The result was that a complex set of agreements was signed in 1994 which many countries are yet to implement and some are still trying to understand. But all agree that these agreements have radically enhanced the role of the WTO in the global economy and reduced the freedom of national governments in trade policy. This is why the organisation evokes so much distrust among the affected in rich and poor countries. The WTO, which succeeded GATT in 1995, believes that one round of negotiations must quickly follow another, because otherwise the process of removing national barriers to world trade will slow down. That is why even before the 1994 agreements were fully implemented, some countries wanted a new round which would further expand the organisation's powers.

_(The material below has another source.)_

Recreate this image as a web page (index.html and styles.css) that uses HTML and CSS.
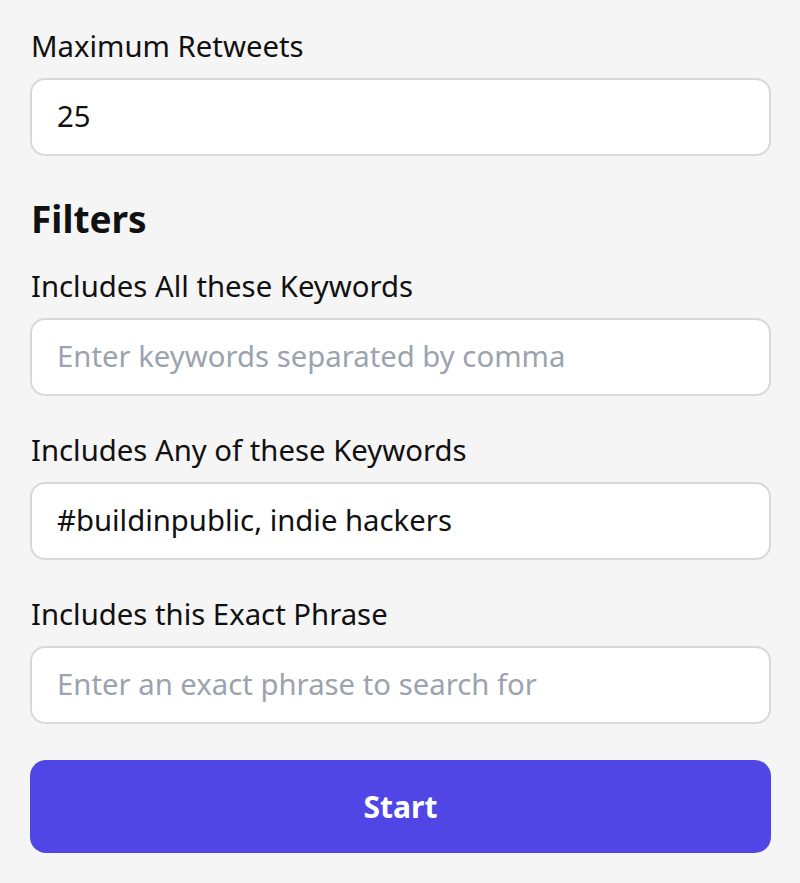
FILE: index.html
```html
<!DOCTYPE html>
<html>
<head>
<meta charset="utf-8">
<link rel="stylesheet" href="styles.css">
</head>
<body>
<main class="form">
  <div class="field first">
    <label class="label">Maximum Retweets</label>
    <input class="input" type="text" value="25">
  </div>
  <h2 class="heading">Filters</h2>
  <div class="field">
    <label class="label">Includes All these Keywords</label>
    <input class="input" type="text" placeholder="Enter keywords separated by comma">
  </div>
  <div class="field">
    <label class="label">Includes Any of these Keywords</label>
    <input class="input" type="text" value="#buildinpublic, indie hackers">
  </div>
  <div class="field">
    <label class="label">Includes this Exact Phrase</label>
    <input class="input" type="text" placeholder="Enter an exact phrase to search for">
  </div>
  <button class="button" type="button">Start</button>
</main>
</body>
</html>
```

FILE: styles.css
```css
html, body {
  margin: 0;
  padding: 0;
  background: #f5f5f5;
}
body {
  font-family: "Noto Sans", sans-serif;
  color: #111;
}
.form {
  width: 741px;
  margin-left: 30px;
  padding-top: 26px;
  display: flex;
  flex-direction: column;
}
.field {
  display: flex;
  flex-direction: column;
  gap: 12px;
  margin-bottom: 34px;
}
.label {
  padding-left: 1px;
  font-size: 29.3px;
  line-height: 40px;
}
.input {
  box-sizing: border-box;
  height: 78px;
  width: 100%;
  padding: 0 25px 2px;
  border: 2px solid #d8d8db;
  border-radius: 15px;
  background: #fff;
  font-family: "Noto Sans", sans-serif;
  font-size: 29.3px;
  color: #111;
  outline: none;
}
.input::placeholder {
  color: #9ca3af;
}
.heading {
  margin: 5px 0 23px;
  padding-left: 1px;
  font-size: 37px;
  line-height: 48px;
  font-weight: 700;
}
.button {
  margin-top: 2px;
  height: 93px;
  border: none;
  border-radius: 16px;
  background: #4f46e5;
  color: #fff;
  font-family: "Noto Sans", sans-serif;
  font-size: 30px;
  font-weight: 700;
}
```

Activists on the Greenpeace ship wanted the WTO to shelve talks on a new round of trade liberalisation until the U.K. ratifies the UN 1997 Kyoto accord on climate change.

After a failure in 1999, the Doha meeting in November was the next attempt to begin fresh global trade talks. The tussle was intense, because everyone knew that what was at stake was perhaps as important an outcome as what had emerged from the Uruguay Round.

In the end, all the 142 countries that are members of the WTO, agreed on an agenda for negotiations. The agenda is yet another long list of subjects of more than a dozen. Some are old like import duties, some are new like rules on environment and trade and some are on a slow boil like how much freedom individual countries should have in laying down the rules for foreign investors. At Doha they only decided on the agenda. The negotiations themselves are expected to be completed only in 2005, which is when new treaties will be signed.

Every country claims "a victory" at Doha. But the result of what some call the Doha Development Agenda, will depend on how governments are able to negotiate with their trading partners. In the WTO, every member-country is supposed to have the same rights as the other. But that is not how it works, since power comes from how big an exporting nation you are. So while the new round is supposed to have a "development" feel to it, the proof of the Doha pudding will be in its eating. This is one pudding which will see intense fights, which will take years to bake and which may in the end be bitter to taste for some, perhaps many, countries.